Practical Ways SaaS Teams Can Improve Cloud Cost Visibility
SaaS teams can start improving visibility with a few simple steps.
First, they should use proper tagging. Every important cloud resource should have tags such as owner, project, environment, team, and cost center. This makes it easier to understand who is responsible for each resource.
Second, teams should review cloud costs regularly. A monthly review between finance and engineering can help identify unusual spending patterns and optimization opportunities.
Third, teams should set budget alerts. Alerts help teams catch sudden cost increases before they become major problems.
Fourth, unused resources should be checked often. Idle servers, old snapshots, unused storage, and forgotten testing environments are common sources of waste.
Fifth, teams should connect cloud spending with business value. Not every cost is bad. The important question is whether the cost supports customers, performance, revenue, or growth.
Cloud Cost Visibility Supports Smarter Growth
For growing SaaS companies, cloud cost visibility is not just about reducing bills. It helps teams grow with more confidence.

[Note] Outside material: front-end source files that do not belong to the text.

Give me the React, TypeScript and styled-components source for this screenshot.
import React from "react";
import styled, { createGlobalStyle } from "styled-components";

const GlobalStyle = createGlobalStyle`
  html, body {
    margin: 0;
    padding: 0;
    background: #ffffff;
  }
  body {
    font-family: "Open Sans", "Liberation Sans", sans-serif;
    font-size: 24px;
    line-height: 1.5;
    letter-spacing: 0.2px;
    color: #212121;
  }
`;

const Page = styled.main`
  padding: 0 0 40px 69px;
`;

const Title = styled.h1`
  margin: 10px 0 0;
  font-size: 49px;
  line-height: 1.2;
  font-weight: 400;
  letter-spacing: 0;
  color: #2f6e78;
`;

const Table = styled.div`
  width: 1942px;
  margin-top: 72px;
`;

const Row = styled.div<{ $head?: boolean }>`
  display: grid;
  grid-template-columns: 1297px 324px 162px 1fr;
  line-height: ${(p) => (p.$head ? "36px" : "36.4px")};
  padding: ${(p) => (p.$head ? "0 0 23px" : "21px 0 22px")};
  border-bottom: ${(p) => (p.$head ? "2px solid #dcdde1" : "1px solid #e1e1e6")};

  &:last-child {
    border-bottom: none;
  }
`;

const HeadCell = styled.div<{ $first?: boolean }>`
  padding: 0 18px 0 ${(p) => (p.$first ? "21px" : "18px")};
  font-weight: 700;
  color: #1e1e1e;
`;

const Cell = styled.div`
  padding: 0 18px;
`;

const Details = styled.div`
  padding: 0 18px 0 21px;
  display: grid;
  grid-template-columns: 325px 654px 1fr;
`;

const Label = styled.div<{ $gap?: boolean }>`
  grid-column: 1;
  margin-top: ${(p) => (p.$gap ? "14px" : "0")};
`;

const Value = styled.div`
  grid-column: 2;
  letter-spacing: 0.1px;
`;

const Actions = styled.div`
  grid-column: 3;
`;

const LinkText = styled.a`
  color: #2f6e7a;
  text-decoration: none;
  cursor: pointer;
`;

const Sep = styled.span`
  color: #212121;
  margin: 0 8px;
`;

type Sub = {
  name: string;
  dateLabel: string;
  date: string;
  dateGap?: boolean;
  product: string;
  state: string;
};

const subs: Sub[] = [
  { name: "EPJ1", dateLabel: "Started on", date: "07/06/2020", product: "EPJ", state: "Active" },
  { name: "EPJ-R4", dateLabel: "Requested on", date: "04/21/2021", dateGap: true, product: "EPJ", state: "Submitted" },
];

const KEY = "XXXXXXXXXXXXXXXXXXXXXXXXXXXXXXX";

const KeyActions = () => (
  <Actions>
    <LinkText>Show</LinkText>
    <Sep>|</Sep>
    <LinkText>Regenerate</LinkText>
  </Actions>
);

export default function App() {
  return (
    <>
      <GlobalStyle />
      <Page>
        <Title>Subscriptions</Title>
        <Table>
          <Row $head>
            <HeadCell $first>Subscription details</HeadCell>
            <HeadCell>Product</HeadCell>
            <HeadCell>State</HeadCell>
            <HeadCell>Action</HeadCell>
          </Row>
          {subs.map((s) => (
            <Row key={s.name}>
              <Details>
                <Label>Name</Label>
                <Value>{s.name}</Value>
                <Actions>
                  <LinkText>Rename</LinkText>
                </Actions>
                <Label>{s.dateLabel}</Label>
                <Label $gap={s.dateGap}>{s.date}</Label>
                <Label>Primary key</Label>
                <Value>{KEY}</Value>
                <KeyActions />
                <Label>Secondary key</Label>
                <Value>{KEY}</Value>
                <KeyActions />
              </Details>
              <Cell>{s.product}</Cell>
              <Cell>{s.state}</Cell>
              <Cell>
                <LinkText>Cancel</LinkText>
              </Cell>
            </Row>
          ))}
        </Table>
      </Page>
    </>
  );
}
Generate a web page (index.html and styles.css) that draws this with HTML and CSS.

When teams understand their cloud spending clearly, they can forecast future costs, plan budgets, improve pricing decisions, and avoid surprise expenses. They can also make better technical choices without slowing down development.
Cloud visibility also improves communication between teams. Finance, engineering, product, and leadership can work from the same data instead of having separate conversations. This makes cloud cost management more practical and less stressful.
Final Thoughts
Cloud infrastructure is one of the biggest strengths of SaaS businesses, but without visibility, it can also become one of the biggest sources of waste.
Cloud cost visibility helps teams understand where money is going, who owns the spending, and what can be optimized. It creates better accountability, improves planning, and helps companies reduce waste without damaging performance.
For SaaS teams that want to grow in a healthy way, cloud cost visibility is not optional. It is a practical foundation for smarter cloud management and better business decisions.